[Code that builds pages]
• • • •

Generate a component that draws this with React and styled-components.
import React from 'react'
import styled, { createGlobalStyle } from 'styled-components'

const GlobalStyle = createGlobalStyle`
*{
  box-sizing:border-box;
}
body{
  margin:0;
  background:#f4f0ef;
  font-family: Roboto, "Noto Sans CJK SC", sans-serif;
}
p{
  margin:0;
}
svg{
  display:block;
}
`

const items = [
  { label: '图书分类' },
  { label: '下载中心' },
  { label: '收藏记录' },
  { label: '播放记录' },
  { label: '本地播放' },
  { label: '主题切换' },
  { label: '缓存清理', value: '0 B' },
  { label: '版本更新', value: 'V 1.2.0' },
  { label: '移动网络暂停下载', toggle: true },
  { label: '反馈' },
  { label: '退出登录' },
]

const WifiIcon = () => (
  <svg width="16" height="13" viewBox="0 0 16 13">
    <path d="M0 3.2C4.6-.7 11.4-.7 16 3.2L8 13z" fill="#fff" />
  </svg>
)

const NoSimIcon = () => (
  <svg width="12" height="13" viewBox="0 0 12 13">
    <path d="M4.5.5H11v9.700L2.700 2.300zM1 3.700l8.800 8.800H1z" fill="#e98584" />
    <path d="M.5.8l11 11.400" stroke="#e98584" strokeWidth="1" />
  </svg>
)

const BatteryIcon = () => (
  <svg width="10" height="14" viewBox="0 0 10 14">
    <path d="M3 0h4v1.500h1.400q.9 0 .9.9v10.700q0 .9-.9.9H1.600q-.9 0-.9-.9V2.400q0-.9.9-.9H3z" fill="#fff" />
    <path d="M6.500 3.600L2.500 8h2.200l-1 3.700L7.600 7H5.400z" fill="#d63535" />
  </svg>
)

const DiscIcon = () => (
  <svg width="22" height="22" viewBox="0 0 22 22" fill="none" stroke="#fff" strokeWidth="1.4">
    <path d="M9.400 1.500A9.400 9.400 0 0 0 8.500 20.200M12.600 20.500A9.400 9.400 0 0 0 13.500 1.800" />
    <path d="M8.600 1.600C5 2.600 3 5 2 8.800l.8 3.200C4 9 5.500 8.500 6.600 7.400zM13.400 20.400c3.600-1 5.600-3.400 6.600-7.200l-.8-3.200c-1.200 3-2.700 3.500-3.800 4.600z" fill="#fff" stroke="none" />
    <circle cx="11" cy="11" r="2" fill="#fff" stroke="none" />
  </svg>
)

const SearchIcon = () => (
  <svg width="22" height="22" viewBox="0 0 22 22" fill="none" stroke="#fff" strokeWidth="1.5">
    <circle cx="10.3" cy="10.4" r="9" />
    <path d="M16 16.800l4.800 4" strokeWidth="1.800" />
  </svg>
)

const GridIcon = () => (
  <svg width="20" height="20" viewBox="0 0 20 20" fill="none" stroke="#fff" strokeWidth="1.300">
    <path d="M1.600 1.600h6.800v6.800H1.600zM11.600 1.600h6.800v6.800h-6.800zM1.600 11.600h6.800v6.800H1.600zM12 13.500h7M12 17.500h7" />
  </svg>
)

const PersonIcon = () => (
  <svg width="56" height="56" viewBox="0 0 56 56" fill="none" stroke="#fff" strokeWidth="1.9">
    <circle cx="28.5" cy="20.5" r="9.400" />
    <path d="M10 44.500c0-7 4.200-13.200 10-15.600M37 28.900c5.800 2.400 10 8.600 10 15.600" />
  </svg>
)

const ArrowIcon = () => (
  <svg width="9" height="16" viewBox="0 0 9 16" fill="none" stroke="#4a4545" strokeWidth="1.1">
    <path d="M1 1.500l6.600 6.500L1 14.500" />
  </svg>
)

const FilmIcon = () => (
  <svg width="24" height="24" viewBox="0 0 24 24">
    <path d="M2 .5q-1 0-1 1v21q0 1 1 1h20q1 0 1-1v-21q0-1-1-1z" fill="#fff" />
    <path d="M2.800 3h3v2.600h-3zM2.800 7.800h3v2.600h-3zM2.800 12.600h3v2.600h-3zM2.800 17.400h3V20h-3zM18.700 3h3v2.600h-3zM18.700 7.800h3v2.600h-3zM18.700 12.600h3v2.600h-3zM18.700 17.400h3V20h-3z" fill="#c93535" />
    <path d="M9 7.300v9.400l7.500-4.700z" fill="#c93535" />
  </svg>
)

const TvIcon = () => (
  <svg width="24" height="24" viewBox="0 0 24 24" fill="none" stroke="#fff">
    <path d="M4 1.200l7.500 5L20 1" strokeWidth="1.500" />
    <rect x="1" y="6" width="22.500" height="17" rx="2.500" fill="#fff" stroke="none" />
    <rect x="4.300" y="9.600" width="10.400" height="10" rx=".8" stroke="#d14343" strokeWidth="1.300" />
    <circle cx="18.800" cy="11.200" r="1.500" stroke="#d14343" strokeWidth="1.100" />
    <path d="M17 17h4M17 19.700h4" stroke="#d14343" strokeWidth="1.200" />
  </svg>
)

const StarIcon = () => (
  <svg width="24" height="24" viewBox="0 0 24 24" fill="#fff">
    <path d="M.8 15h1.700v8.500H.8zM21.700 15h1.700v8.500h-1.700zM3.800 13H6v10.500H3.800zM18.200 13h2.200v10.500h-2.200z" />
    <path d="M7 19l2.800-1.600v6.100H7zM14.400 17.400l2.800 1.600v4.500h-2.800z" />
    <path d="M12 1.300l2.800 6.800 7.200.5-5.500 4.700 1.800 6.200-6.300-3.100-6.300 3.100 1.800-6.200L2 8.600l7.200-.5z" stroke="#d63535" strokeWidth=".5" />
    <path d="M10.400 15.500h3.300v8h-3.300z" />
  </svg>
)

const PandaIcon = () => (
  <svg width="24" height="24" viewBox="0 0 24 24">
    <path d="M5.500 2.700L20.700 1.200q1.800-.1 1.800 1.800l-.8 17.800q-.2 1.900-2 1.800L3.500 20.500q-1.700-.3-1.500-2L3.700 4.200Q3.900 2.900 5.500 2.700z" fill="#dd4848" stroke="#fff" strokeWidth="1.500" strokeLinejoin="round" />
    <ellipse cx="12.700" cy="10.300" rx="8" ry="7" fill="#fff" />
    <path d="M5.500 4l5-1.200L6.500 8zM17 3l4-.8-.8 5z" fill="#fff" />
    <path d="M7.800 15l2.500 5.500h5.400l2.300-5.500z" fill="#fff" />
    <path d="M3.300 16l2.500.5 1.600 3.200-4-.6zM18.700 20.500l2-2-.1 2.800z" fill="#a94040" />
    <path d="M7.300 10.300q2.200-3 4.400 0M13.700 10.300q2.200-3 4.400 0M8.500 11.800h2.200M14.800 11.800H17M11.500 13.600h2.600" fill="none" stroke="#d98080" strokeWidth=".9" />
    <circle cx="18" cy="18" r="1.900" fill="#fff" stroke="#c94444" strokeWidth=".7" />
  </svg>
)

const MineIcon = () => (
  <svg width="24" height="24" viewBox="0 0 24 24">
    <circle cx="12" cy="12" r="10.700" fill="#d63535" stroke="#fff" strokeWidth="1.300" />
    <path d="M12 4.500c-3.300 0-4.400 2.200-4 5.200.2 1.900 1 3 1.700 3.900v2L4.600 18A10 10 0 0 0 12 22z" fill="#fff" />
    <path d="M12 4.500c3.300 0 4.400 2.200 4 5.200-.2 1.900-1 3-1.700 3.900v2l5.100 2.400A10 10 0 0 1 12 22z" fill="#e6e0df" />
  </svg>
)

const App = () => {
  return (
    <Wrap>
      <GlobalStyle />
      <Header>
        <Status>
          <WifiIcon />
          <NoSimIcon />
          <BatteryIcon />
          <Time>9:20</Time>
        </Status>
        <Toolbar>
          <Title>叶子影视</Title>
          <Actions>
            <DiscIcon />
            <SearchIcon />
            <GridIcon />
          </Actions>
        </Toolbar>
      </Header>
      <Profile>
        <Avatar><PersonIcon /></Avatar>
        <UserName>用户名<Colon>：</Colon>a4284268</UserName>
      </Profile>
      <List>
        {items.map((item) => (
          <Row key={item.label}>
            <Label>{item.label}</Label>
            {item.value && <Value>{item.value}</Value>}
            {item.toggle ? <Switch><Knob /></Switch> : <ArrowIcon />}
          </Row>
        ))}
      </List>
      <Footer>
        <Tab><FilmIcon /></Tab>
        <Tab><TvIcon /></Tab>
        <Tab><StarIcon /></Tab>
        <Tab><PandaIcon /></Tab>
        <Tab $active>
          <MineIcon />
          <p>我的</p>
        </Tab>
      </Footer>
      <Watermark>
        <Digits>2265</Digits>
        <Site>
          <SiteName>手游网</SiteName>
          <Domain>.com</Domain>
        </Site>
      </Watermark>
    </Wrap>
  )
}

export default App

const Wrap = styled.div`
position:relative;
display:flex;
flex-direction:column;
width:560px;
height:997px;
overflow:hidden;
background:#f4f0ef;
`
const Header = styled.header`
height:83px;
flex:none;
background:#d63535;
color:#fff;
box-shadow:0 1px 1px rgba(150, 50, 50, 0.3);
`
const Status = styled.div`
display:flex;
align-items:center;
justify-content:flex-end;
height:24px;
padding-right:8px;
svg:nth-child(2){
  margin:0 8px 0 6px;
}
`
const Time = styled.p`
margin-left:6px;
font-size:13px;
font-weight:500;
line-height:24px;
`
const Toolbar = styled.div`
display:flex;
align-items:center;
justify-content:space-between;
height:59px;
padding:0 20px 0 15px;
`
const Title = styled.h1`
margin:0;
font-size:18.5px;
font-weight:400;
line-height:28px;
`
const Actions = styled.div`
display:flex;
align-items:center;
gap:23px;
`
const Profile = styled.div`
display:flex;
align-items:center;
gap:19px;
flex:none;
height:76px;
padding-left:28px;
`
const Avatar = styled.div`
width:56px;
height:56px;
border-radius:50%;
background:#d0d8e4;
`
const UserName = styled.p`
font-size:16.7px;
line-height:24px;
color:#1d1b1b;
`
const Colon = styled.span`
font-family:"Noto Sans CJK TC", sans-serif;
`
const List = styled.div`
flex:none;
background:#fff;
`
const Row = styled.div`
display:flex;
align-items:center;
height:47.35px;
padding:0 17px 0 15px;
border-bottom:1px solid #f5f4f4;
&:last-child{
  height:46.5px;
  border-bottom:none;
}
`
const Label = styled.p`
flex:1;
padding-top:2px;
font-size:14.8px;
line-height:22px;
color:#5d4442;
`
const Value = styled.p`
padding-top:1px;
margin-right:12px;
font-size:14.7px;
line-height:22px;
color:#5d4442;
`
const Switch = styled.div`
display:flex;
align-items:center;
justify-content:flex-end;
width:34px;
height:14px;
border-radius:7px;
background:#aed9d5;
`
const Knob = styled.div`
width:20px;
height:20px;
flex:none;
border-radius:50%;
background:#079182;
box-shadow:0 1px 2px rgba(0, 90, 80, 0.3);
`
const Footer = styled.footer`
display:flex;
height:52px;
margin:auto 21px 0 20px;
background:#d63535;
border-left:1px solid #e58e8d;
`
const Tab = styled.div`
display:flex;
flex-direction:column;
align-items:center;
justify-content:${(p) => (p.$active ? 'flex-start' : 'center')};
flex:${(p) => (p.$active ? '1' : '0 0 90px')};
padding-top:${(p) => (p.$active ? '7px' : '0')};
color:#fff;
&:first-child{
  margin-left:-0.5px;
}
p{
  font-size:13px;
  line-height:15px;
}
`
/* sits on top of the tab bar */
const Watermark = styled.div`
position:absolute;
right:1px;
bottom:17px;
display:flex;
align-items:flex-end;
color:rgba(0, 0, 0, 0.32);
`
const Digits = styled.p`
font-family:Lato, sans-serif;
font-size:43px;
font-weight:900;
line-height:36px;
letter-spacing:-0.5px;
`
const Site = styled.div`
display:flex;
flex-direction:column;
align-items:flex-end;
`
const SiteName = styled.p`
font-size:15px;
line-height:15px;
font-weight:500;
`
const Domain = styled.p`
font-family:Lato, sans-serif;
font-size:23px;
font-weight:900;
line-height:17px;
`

• • • •

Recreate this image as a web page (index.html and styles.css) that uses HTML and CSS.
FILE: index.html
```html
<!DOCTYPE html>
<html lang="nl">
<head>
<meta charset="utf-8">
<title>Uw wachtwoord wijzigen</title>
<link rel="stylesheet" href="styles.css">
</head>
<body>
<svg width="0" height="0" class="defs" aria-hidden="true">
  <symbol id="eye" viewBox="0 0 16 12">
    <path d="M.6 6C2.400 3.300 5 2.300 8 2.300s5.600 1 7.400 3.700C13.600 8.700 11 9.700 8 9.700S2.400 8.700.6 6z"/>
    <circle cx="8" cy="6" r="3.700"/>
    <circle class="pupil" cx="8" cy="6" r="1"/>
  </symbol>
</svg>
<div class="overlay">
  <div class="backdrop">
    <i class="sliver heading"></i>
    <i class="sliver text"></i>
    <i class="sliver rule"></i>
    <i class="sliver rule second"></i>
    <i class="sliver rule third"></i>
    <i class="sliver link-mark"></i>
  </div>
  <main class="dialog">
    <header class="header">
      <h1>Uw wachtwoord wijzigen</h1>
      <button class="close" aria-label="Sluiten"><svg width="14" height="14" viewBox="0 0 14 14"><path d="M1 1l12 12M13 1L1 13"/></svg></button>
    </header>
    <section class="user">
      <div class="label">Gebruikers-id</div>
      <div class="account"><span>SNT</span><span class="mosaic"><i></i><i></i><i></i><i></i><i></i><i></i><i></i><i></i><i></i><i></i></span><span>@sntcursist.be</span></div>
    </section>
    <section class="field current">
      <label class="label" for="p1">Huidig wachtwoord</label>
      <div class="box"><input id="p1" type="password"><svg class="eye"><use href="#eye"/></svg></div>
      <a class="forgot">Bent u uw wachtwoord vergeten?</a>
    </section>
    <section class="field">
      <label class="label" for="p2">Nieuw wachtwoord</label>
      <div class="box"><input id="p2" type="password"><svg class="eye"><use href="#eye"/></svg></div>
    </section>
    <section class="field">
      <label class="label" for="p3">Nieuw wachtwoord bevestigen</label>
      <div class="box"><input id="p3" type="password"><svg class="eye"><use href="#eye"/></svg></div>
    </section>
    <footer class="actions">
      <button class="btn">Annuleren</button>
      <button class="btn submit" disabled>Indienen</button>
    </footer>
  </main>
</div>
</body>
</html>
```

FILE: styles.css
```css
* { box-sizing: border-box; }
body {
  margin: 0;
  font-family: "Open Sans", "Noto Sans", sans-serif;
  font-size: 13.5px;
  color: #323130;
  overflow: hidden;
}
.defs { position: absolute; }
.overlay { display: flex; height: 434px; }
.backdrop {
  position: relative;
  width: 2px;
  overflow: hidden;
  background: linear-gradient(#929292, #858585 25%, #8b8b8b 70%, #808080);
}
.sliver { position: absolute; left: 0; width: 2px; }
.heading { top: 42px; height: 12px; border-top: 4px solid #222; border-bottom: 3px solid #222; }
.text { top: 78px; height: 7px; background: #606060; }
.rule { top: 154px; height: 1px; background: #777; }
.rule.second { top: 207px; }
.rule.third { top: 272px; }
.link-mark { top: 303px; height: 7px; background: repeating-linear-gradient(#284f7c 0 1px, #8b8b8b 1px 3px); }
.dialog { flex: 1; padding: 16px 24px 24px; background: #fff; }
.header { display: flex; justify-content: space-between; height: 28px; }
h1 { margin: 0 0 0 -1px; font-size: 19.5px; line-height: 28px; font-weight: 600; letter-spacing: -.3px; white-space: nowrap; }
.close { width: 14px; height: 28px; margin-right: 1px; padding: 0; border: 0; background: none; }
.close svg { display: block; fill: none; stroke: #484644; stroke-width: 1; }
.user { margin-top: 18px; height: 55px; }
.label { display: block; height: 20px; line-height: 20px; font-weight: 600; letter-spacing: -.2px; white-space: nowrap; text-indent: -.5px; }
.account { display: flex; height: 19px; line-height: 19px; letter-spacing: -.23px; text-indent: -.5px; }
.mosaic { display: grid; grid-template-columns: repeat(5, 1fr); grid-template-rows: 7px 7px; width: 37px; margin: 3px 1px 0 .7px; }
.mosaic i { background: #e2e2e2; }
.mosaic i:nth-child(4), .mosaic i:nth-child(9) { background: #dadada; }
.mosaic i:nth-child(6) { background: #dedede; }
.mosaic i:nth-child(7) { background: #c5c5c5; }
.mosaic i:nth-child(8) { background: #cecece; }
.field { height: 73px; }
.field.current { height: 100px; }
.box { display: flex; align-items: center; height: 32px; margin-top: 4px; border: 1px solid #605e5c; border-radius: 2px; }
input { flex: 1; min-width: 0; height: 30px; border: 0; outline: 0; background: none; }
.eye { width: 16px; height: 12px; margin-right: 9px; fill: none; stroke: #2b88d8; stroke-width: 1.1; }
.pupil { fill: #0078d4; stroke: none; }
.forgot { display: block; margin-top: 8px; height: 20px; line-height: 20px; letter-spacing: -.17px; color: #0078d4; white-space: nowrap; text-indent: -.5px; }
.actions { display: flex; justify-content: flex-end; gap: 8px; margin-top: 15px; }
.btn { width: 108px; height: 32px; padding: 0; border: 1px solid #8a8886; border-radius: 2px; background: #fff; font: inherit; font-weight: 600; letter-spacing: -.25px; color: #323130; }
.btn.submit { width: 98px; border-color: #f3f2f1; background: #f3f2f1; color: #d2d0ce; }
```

• • • •

Determine the number of lines in the listing that contain the string "index". Write that number and nothing else.

◆ **Solution below**:
2